Internet images are sized to pixels, not pixels per inch. A screen has a pixel
resolution. It doesn't matter how many inches big or small the screen is, the length by width
in pixels is all that counts because that pixel resolution says now large an image can be displayed without any resampling.
A webpage has a geography. The pages also are transmitted and loaded on target devices using a bandwidth for transmission. Large files transfer slower and load slower. The page designer decides how 'big' they want an image to appear within the page sizes of their site. If the embedded image should display at 300 or 600
pixels or any size smaller than filling the entire
target screen, the actual images should be sized to the specific pixel dimension. There's no relevance of the "inches" nor "pixels to inch" in this question.
You mention the dynamic change when you zoom into an image. This 'magic' is not magic beyond understanding.

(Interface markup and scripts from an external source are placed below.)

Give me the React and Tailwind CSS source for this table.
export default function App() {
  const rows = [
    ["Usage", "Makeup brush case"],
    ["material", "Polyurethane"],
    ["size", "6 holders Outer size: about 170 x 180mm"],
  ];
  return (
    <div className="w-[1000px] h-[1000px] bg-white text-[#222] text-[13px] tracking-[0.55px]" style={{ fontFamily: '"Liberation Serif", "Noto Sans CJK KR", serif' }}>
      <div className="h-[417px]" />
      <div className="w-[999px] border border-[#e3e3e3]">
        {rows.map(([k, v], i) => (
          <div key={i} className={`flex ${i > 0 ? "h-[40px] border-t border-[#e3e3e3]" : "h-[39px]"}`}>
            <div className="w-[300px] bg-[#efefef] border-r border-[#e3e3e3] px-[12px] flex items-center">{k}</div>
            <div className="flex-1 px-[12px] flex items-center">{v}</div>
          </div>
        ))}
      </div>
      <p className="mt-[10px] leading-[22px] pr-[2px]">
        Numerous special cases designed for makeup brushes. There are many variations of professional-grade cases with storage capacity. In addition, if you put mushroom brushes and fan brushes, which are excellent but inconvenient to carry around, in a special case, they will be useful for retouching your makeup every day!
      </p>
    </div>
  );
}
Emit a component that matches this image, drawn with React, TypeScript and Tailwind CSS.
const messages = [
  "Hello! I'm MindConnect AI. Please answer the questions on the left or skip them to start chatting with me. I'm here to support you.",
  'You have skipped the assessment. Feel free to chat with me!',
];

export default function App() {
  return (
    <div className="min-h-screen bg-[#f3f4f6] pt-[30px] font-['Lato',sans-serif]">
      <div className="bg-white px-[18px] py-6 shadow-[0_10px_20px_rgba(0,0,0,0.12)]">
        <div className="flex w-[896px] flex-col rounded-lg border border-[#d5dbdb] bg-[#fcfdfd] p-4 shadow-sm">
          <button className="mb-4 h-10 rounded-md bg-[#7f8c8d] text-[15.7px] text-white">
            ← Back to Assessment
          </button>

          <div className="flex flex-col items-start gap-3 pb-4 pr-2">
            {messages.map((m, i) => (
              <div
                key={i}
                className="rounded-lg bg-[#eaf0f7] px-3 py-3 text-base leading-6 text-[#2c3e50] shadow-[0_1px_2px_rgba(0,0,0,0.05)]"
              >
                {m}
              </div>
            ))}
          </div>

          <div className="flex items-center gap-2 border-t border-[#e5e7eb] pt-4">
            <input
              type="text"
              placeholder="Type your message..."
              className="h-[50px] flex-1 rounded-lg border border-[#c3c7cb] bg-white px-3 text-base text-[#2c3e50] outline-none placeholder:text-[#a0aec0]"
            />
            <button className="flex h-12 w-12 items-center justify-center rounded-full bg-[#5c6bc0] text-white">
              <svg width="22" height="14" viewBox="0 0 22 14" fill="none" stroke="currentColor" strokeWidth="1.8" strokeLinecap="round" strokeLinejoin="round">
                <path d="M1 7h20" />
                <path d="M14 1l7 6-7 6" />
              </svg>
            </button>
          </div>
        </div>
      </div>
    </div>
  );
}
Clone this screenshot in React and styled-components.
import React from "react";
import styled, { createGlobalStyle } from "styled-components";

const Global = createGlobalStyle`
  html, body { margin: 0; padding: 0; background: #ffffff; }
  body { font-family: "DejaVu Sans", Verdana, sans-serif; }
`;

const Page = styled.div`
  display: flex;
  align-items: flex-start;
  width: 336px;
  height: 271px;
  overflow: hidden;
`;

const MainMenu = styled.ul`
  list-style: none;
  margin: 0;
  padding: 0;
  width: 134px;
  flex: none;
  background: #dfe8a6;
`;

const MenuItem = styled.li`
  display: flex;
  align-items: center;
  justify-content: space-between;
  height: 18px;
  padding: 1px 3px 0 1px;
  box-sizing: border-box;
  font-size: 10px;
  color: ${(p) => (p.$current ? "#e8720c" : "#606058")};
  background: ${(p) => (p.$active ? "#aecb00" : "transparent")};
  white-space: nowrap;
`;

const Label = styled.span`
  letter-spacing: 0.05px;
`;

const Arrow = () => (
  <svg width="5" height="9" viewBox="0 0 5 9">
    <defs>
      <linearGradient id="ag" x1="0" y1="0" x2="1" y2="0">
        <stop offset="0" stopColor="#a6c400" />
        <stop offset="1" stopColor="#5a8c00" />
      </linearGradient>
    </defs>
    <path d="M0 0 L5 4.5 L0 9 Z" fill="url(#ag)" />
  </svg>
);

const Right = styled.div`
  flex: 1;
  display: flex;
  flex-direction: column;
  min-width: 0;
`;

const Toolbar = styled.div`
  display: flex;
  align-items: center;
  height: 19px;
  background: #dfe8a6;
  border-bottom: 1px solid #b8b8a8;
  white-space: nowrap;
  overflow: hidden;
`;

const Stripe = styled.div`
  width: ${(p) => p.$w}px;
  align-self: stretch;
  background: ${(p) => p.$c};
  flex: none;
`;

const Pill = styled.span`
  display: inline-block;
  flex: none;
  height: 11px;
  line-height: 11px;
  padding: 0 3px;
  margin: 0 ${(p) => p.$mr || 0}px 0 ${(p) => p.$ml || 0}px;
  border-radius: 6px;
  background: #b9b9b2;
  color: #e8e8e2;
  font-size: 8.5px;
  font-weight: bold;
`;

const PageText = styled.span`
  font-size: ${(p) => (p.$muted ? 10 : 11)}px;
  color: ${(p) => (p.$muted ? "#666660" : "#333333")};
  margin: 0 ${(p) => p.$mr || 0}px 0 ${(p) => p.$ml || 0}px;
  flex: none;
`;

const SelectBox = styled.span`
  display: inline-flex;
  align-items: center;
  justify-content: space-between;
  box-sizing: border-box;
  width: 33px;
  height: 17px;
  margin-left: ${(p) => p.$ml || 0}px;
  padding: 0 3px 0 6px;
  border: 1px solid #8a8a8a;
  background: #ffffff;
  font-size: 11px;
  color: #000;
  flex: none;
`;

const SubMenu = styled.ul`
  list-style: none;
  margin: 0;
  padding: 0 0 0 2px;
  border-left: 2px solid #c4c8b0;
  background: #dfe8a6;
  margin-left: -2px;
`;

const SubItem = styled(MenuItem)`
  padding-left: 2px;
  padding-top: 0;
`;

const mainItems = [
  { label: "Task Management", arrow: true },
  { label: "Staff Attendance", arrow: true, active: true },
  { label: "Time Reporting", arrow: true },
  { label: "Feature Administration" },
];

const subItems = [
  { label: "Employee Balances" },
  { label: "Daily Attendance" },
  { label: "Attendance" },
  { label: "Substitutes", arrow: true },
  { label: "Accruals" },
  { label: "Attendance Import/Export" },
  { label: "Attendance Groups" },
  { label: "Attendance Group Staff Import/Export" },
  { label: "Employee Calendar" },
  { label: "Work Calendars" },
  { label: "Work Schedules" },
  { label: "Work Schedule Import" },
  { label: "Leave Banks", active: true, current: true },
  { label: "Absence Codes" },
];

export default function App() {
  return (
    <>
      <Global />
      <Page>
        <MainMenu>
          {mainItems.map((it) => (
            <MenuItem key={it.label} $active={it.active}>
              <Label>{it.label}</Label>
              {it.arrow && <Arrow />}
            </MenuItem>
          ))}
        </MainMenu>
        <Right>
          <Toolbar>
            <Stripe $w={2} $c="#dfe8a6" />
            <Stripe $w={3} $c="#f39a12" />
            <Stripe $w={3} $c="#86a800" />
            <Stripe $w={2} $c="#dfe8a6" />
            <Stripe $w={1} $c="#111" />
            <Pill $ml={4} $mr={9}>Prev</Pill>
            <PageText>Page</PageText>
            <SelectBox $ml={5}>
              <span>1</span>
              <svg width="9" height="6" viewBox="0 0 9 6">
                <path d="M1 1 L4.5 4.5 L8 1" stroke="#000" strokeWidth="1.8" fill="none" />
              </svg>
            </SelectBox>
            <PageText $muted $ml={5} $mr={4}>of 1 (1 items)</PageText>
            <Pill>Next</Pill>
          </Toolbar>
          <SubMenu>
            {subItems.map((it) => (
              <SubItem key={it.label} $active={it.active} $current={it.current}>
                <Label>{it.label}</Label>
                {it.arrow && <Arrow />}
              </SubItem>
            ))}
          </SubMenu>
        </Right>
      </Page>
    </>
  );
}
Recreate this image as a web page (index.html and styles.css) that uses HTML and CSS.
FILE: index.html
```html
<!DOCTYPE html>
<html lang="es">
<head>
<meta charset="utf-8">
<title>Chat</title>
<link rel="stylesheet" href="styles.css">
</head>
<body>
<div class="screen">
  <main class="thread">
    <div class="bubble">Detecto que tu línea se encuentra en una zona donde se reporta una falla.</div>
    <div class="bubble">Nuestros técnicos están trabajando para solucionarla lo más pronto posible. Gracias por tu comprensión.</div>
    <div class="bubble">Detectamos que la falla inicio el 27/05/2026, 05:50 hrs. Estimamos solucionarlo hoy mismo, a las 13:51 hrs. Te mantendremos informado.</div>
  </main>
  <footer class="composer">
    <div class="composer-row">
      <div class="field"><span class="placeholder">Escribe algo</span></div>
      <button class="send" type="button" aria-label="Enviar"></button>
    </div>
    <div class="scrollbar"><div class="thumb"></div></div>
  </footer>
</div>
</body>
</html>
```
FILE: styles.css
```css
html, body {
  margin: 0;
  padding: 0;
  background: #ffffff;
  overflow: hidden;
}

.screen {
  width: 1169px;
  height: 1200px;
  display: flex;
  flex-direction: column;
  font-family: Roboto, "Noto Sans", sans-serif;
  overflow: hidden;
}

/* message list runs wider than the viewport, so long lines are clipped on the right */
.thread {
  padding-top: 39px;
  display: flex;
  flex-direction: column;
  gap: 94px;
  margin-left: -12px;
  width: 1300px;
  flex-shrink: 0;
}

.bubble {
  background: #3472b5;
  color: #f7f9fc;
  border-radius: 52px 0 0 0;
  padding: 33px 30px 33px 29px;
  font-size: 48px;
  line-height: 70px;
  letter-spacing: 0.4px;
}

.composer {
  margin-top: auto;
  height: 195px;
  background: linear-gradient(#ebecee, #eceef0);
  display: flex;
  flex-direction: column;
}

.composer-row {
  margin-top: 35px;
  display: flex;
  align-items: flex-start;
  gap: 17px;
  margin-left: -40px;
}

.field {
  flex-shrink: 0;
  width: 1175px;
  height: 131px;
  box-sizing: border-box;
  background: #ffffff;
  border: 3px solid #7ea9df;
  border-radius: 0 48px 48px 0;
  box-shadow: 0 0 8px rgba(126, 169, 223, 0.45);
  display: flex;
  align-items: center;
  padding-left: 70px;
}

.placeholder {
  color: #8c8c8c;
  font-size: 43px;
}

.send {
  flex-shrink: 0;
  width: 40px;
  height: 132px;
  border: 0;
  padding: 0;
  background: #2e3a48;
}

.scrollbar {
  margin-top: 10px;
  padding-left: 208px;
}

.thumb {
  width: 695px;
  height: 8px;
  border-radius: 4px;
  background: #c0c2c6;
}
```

If your screen is 1920x1080, a larger pixel resolution image (say 6000x4000) are magically / dynamically resized to show a view that is 1920x1080 pixels. Nothing about the image changed. The hardware / software dynamically resampled the image to match the pixel resolution of the screen. No hocus pocus.
When you click on the image and zoom to the 1:1 pixel level details, aka 100% zoom, again nothing about the image file changes. Instead, you now see an unsampled crop of the image at the pixel dimensions of your screen at a 1920x1080 resolution. No hocus pocus.
Now this part takes the cake:
Rongnongno wrote:
I am getting exhausted of the ignorance being presented as gospel. Display PPI and printer DPI matter. Not including them in post-processing because of ignorance, laziness or poor choices of information's sources is not acceptable regardless of the final product.
You're preaching from the wrong book. PPI is relevant to printing, not screen displays. And at most levels, DPI doesn't matter at all. The printer can be adjusted to print at more or less DPI. But, that is an attribute of the printer, not the images sent to the printer. Read this again, because this is the part you're missing: DPI is an attribute of the printer, not the images sent to the printer.
If you up your printer from 300 DPI to 600 DPI, it doesn't print the same 1200 pixel image to half the size. No, it just uses more ink for the same sized output.
If pixels had anything to do with dots, you'd be able to provide a simple answer to a simple question: how many dots are in a pixel?